Loris Azzaro’s first perfume, introduced in 1975, was Azzaro Couture, reportedly a bold, luxurious feminine. The brand’s managers were also behind the commercial megahit Chrome in 1996, a perfect example of the sterile metallic gas scents of the ‘90s, a perfume that smells so metallic and chemical it’s as if it had its own atomic number. Chrome so dominates the Azzaro brand that it is almost strange to see the house revisit Couture, its earlier creation from a profoundly different aesthetic school. But it has. Guichard, under the direction of Vanessa Seward and Pierre Aulas, has created a 2008 version, which was introduced in September.

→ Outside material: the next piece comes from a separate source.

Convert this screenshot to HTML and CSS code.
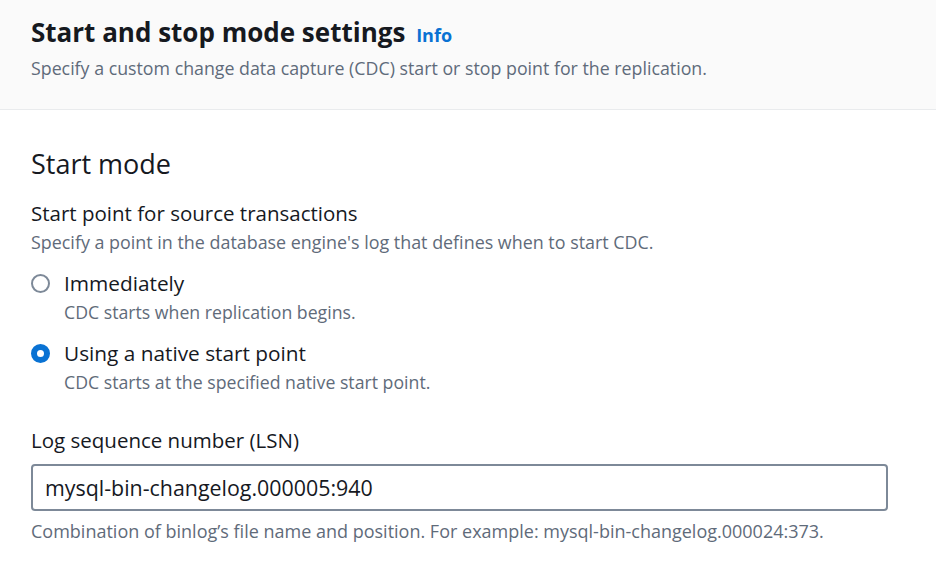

It is quite well done. Big, rich and gold-plated, this is a scent for women whose hearts lie in the 1970s and 1980s and have been dreaming of someone fusing the two eras. Their gratitude will be infinite. There is a distinct echo of Guichard’s Love in Paris, which he did several years ago for Nina Ricci, a lovely, white-gold floral that didn’t succeed commercially. But Couture is both more retro and, arguably, more up to the minute than Love, coming on like a spotlit runway model wearing all white. It is a floral, but with a huge, neo-‘80s format built; (I’m guessing) primarily out of an accord of mimosa (it has that weird, otherworldly mimosa smell, a flower from a slightly different planet) and Karanal, a knee-trembling synthetic that smells like blood macerated in peony with an electrical current running through it. It lights up the juice like neon and gives the perfume a sheen that has been polished like the hood of a champagne-colored BMW 7-series.
Sleek, the opposite of shy, materialistic— but only in the very best way, of course. Azzaro Couture says, “What bad economy? I still have my job in my big midtown office.” If you actually still have your big job— or if you just want to give the impression that you do, this is your perfume.